De lo dicho encontramos ejemplos en la influencia que los descubrimientos, teorías e inventos científicos tuvieron en las obras  plásticas, como es el caso de la fotografía y el cine, en el simbolismo, o en la aplicación que hicieron artistas puntillistas como Georges Seurat, de la teoría de los colores de Chevreul.

Sui Generis Madrid - Arte frente a ciencia y religión - Hilma af Klint - The Dove
La Paloma (nº 1), Hilma af Klint, 1915

Entrado el siglo XX, la influencia de corrientes como la Antroposofía, el Rosacrucismo, o las teorías freudianas, se hicieron valer en artistas como Hilma af Klint (convencida de estar en contacto con entidades espirituales incorpóreas y de recibir mensajes de ellas), Wassily Kandinsky (fundador de la pintura abstracta, quien en De lo espiritual en el arte reconoce explícitamente lo que su obra le debe a las teorías de la gran esoterista Helena P. Blavatsky), en Piet Mondrián (partidario activo de la teosofía), o en el surrealismo.

Entre los años 1945-60 observamos en artistas como Mark Rothko, Hans Hartung o Antoni Tápies, un acercamiento a primitivas corrientes orientales, tales como el Taoísmo o la filosofía Zen, pero se trata más de una búsqueda formal que de una incorporación vital de la esencia de tales filosofías en sus obras.

Pese a los autores y movimientos citados, así como algunos otros casos puntuales, se podría decir, no obstante, que el arte del siglo XX se desvincula por completo de la religión, en una búsqueda a ultranza de «la libertad absoluta».

Con el auge y difusión de los medios audiovisuales (vídeo, ordenadores personales, Internet, realidad virtual…), muchos artistas se inclinan por la interactividad  entre el hombre y la máquina.
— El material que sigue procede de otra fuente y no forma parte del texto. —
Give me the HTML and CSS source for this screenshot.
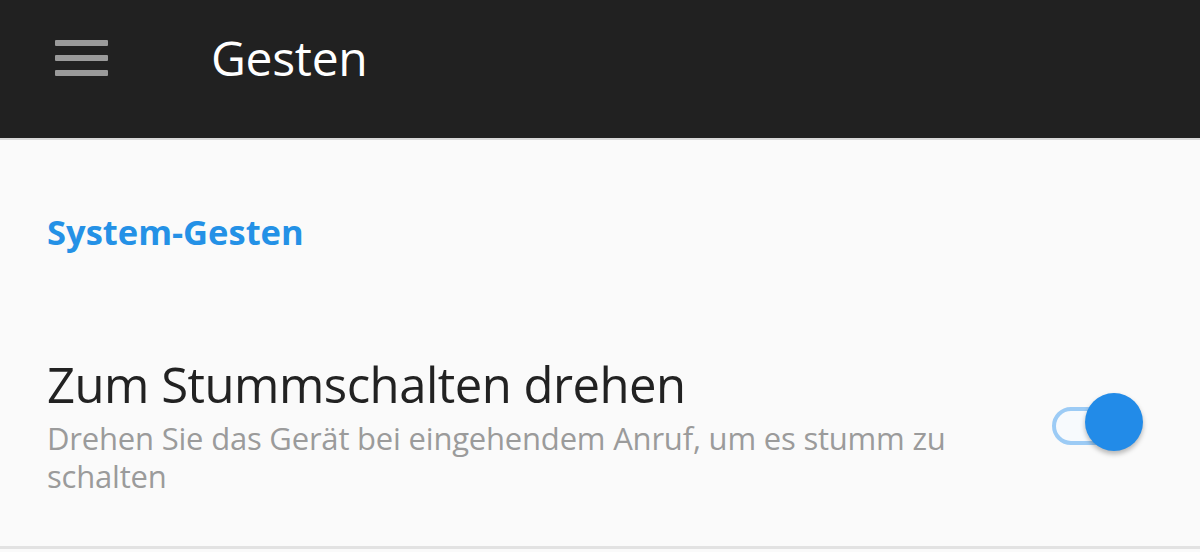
FILE: index.html
```html
<!DOCTYPE html>
<html lang="de">
<head>
<meta charset="utf-8">
<title>Gesten</title>
<link rel="stylesheet" href="styles.css">
</head>
<body>
<header class="appbar">
  <div class="menu" aria-label="Menü">
    <span class="bar"></span><span class="bar"></span><span class="bar"></span>
  </div>
  <h1 class="title">Gesten</h1>
</header>
<main class="content">
  <h2 class="section">System-Gesten</h2>
  <div class="item">
    <div class="texts">
      <div class="item-title">Zum Stummschalten drehen</div>
      <div class="item-sub">Drehen Sie das Gerät bei eingehendem Anruf, um es stumm zu schalten</div>
    </div>
    <div class="switch">
      <span class="track"></span>
      <span class="thumb"></span>
    </div>
  </div>
</main>
<div class="divider"></div>
</body>
</html>
```
FILE: styles.css
```css
html, body {
  margin: 0;
  padding: 0;
  background: #fafafa;
  font-family: "Open Sans", "Noto Sans", sans-serif;
}
.appbar {
  height: 138px;
  background: #212121;
  display: flex;
  align-items: flex-start;
  padding-left: 55px;
  border-bottom: 2px solid #d8d8d8;
  box-sizing: content-box;
}
.menu {
  width: 53px;
  display: flex;
  flex-direction: column;
  gap: 9px;
  margin-top: 40px;
}
.bar {
  display: block;
  height: 6px;
  background: #9a9a9a;
  border-radius: 1px;
}
.title {
  margin: 34px 0 0 103px;
  font-weight: 400;
  font-size: 48px;
  color: #ffffff;
  line-height: 1;
  letter-spacing: -0.3px;
}
.content {
  padding: 0 0 0 47px;
  height: 406px;
}
.section {
  margin: 0;
  padding-top: 72px;
  font-size: 34.5px;
  font-weight: 700;
  color: #2491e6;
  line-height: 40px;
  letter-spacing: 0;
}
.item {
  display: flex;
  align-items: flex-start;
  margin-top: 107px;
}
.texts {
  width: 920px;
}
.item-title {
  font-size: 49px;
  color: #222222;
  line-height: 50px;
  letter-spacing: -0.5px;
}
.item-sub {
  font-size: 31px;
  color: #9b9b9b;
  line-height: 38px;
  margin-top: 10px;
  letter-spacing: -0.2px;
}
.switch {
  position: relative;
  width: 96px;
  height: 60px;
  margin-left: 82px;
  margin-top: 33px;
}
.track {
  position: absolute;
  left: 3px;
  top: 15px;
  width: 66px;
  height: 38px;
  border: 4px solid #9ccbf5;
  border-radius: 19px;
  box-sizing: border-box;
  background: #f7fafd;
}
.thumb {
  position: absolute;
  left: 36px;
  top: 1px;
  width: 58px;
  height: 58px;
  border-radius: 50%;
  background: #228be8;
  box-shadow: 0 3px 5px rgba(0,0,0,0.28);
}
.divider {
  height: 3px;
  background: #e2e2e2;
}
```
En especial, mediante la realidad virtual, el artista incorpora el  ciberespacio (término que deriva de cyborg, palabra acuñada a partir de los años 70 por los científicos de la Nasa para designar la fusión entre el cuerpo humano y la tecnología) como un medio de interpretación múltiple, abierto e interactivo. Observamos así cómo la máquina determina, cada vez en mayor medida, tanto la percepción como la propia producción artística. Tales experiencias en el arte llegan a materializarse en implantes corporales y prótesis (sistemas electrónicos acoplados al cuerpo, en un acuciante deseo de potenciar las facultades humanas), que si bien tienen antecedentes literarios en obras como Frankenstein o Blade Runner, nunca antes habían pasado de la mera formulación teórica.

Tratando de dar «un paso más allá», desde finales del siglo XX y principios del XXI, algunos artistas inmersos en el denominado arte biológico o bioarte, experimentan con bacterias, tejidos vivos, manipulaciones genéticas, animales (conejos fluorescentes, etc.), e interacciones con personajes virtuales. El espectador deja de ser un instrumento pasivo para  asumir el papel de creador: lo hace mediante conversores interactivos en Internet que, a través de un conjunto de cámaras de reconocimiento de imágenes y voz, interpretan la información aportada por el espectador–usuario, para luego devolverla en forma de imágenes, gestos y movimientos, colores y sonidos.

Hasta ese momento, en la cultura occidental, primaba lo natural sobre lo artificial, pero con las nuevas formas de experimentar la realidad, el arte se desacraliza por completo, inclinándose inequívocamente hacia la ciencia.

La ciencia, en sus investigaciones sobre «lo inmensamente grande» (el macrocosmos) y «lo inmensamente pequeño» (las partículas subatómicas), paradójicamente se ve en la necesidad de ir asumiendo postulados trascendentales como única forma de encontrar sentido a no pocos resultados experimentales que, como en el campo de la física cuántica, ya no pueden ser ni explicados ni abarcados por la simple lógica.

En cualquier caso, apreciamos que, tanto el artista como el científico del siglo XXI, buscan soluciones a las preguntas más acuciantes del ser humano: ¿cómo funciona la mente?, ¿dónde se ubica la conciencia?, ¿qué es la realidad y cómo entenderla?… Preguntas que, en definitiva, no son sino un intento de indagar, desde una óptica actual, en los ya clásicos planteamientos de la antigua Escuela de Misterios de Delfos: ¿quiénes somos, de dónde venimos, a dónde vamos?